Man Food: Clay Pot Goodness at Muqueca in Cambridge

On blustery days like today, it's tough to top a bubbling crock of Brazilian stew.

Welcome to Man Food, where burger pro Richard Chudy steps away from his usual burger beat to explore food challenges, street eats, and other gut-busting delights. Ladies are welcome, of course.


Photos by Katie Barszcz for Boston magazine.

Muqueca: It’s the name of both a national dish, and a charming restaurant in Inman Square. While I’m sure the rest of the extensive menu, which highlights Brazilian ingredients like yucca, plantains and black beans, is wonderful, on this visit I was after only one thing—a big clay pot of the namesake, brimming with an abundance of cod, shrimp and aromatics. A violently spitting clay pot arrives with an inverted pile of rice, pirao (a thickened sauce of sorts using stock and fish bones), and hot sauce. Waiting for the pot to cool down is not easy, since the savory flavors of cilantro and the ocean permeate  the colorfully-decorated and brightly-lit restaurant as you sit there, salivating.


The muqueca is labeled as a stew but the broth is so scarce it’s hard to call it anything more than a really terrific fish dish with a little bit of liquid. But this quickly becomes irrelevant because the dish is so expertly prepared. The cod is soft and luscious, just flaking so that it barely dissolves into the rest of the pot. Plump shrimp are also treated with care, though slightly under-seasoned. The annatto and tomato-based broth ultimately acts more like a sauce and less like a soup component, but the little there is of it is a treat. The flavors of South America are alive and well here, with notes of garlic and onion balanced by the cilantro and tomato. It’s mostly just a straight-forward dish without too many twists and turns, but a careful addition of the fiery red hot sauce wakes it up in just the right way. The pirao, though is a mere distraction on the table. Overly thick and almost gelatinous, it has little to no flavor.

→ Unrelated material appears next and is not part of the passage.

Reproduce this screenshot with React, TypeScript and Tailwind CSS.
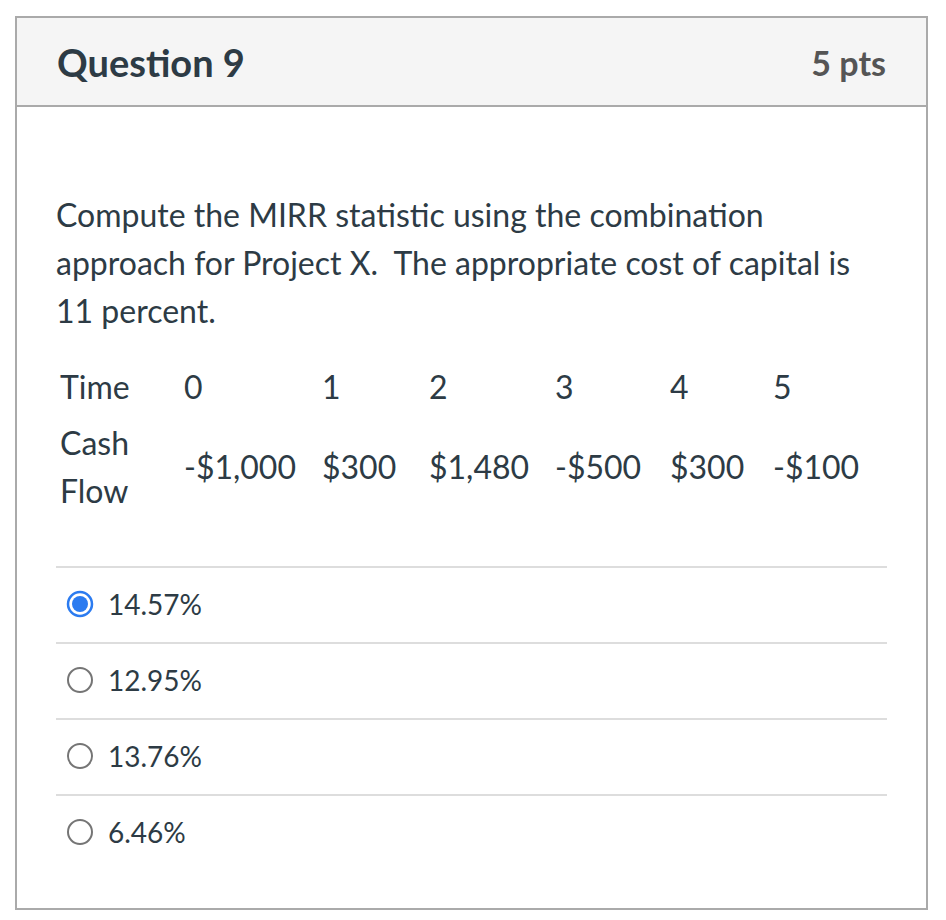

Sometimes the simple dishes are the hardest ones to pull off; too many components would easily muck this up, muddling the flavors in an unnecessary way. The muqueca at Muqueca is solid. The seafood is about as well-prepared as possible, and although the tomato-annatto broth is an appetizing blend of onions, garlic and cilantro, it isn’t until a generous self-helping of hot sauce that this dish truly begins to sing.